I Love Money
 
Episode Report Card
Lady Lola: B | 712 USERS: B-
YOU GRADE IT
Sir, Can You Get This Man a Bucket?

Assuming that the challenge will involve eating disgusting things, the Gold Team figures out who will be paired with whom. Writing her own punch lines, Toastee says she will put anything in her mouth. Pumkin concurs that Toastee will definitely down some shit if $250 grand is at stake. To which I say, "$250 grand? Try $3.50 and a bag of Corn Nuts." So the pairs include Rodeo and Hoopz, Pumkin and Toastee, and Heather and 12 Pack. The Entertainer plans to go it alone.
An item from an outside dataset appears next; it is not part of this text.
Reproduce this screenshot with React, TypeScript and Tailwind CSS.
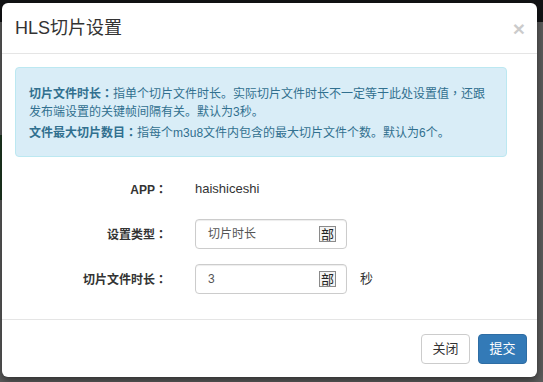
import React from "react";

const Colon = () => <span className="font-['Noto_Sans_CJK_TC',sans-serif]">：</span>;

function Spinner() {
  return (
    <span className="ml-auto flex h-[16px] w-[17px] items-center justify-center border border-[#8a8a8a] bg-[#f3f3f3] text-[13px] leading-none text-[#222]">
      部
    </span>
  );
}

function FieldInput({ value }: { value: string }) {
  return (
    <div className="flex h-[30px] w-[152px] items-center rounded-[4px] border border-[#ccc] bg-white pl-[12px] pr-[10px] text-[12px] text-[#555] shadow-[inset_0_1px_1px_rgba(0,0,0,0.075)]">
      <span>{value}</span>
      <Spinner />
    </div>
  );
}

export default function App() {
  return (
    <div className="relative h-[382px] w-[543px] overflow-hidden bg-[#5c5c5c] font-['Liberation_Sans','Noto_Sans_CJK_SC',sans-serif]">
      {/* backdrop: dimmed page behind */}
      <div className="h-[22px] bg-[#121315]" />
      <div className="mt-[113px] h-[65px] w-[4px] bg-[#1f3a22]" />

      <div className="absolute left-[2px] top-[3px] flex h-[374px] w-[535px] flex-col rounded-[6px] bg-white shadow-[0_3px_9px_rgba(0,0,0,0.5)]">
        <div className="flex h-[51px] items-center justify-between border-b border-[#e5e5e5] pl-[13px] pr-[12px]">
          <h4 className="text-[18px] text-[#333]">HLS切片设置</h4>
          <span className="text-[21px] font-bold leading-none text-[#000] opacity-20">×</span>
        </div>

        <div className="px-[13px] pt-[13px]">
          <div className="w-[492px] whitespace-nowrap rounded-[4px] border border-[#bce8f1] bg-[#d9edf7] px-[13px] pb-[14px] pt-[16px] text-[12px] leading-[18px] text-[#31708f]">
            <p>
              <b>
                切片文件时长
                <Colon />
              </b>
              指单个切片文件时长。实际切片文件时长不一定等于此处设置值
              <span className="font-['Noto_Sans_CJK_TC',sans-serif]">，</span>
              还跟
              <br />
              发布端设置的关键帧间隔有关。默认为3秒。
            </p>
            <p className="mt-[2px]">
              <b>
                文件最大切片数目
                <Colon />
              </b>
              指每个m3u8文件内包含的最大切片文件个数。默认为6个。
            </p>
          </div>

          <div className="mt-[17px] flex flex-col gap-[15px] text-[12px] text-[#333]">
            <div className="flex h-[30px] items-center">
              <label className="w-[152px] text-right font-bold">
                APP
                <Colon />
              </label>
              <span className="ml-[28px] text-[13px]">haishiceshi</span>
            </div>
            <div className="flex h-[30px] items-center">
              <label className="w-[152px] text-right font-bold">
                设置类型
                <Colon />
              </label>
              <div className="ml-[28px]">
                <FieldInput value="切片时长" />
              </div>
            </div>
            <div className="flex h-[30px] items-center">
              <label className="w-[152px] text-right font-bold">
                切片文件时长
                <Colon />
              </label>
              <div className="ml-[28px]">
                <FieldInput value="3" />
              </div>
              <span className="ml-[13px] text-[13px]">秒</span>
            </div>
          </div>
        </div>

        <div className="mt-auto flex h-[58px] items-center justify-end gap-[8px] border-t border-[#e5e5e5] pr-[10px] pt-[1px]">
          <button className="h-[30px] w-[49px] rounded-[4px] border border-[#ccc] bg-white text-[13px] text-[#333]">
            关闭
          </button>
          <button className="h-[30px] w-[49px] rounded-[4px] border border-[#2e6da4] bg-[#337ab7] text-[13px] text-white">
            提交
          </button>
        </div>
      </div>
    </div>
  );
}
He believes eating Chihuahua testicles will be his red badge of courage, and he knows that if he doesn't step up he'll be imperiled.

The Green Team plans to pair one teammate who will swallow seriously disgusting stuff with one teammate who won't. The first three pairs are Heat and Destiney, Megan and Whiteboy, and Brandi C. and Real. Chance continues to prove his worthlessness by picking Boston as his partner -- only someone as lazy and useless as Chance would tap Boston to be the official team strongman. He affirms in an interview that he in no uncertain terms refuses to participate.

At the challenge, the new captains introduce themselves, and CJ asks them to discuss their teams' methodologies. The Entertainer summons his Shakespearean eloquence, summing up, "They... can work good [sic] together... they claim. I believe them." For the Green Team, Boston explains that teammates with, shall we say, more adventurous palates will compensate for their weaker partners. CJ compliments the Green Team's strategizing prowess.

Then he pulls the rug out from under them. He says that this, like all the other challenges on the show, is based on a memorable moment from one of the three VH1 serials that spawned this ugly, humiliated mutt of a show. Today's challenge was inspired by a kiss between New York and Flavor Flav that lasted more than 90 minutes, and whaddaya know? We get a 30-second flashback of said kiss. Excuse me for just a moment, will you? (Insert heaving sounds here.)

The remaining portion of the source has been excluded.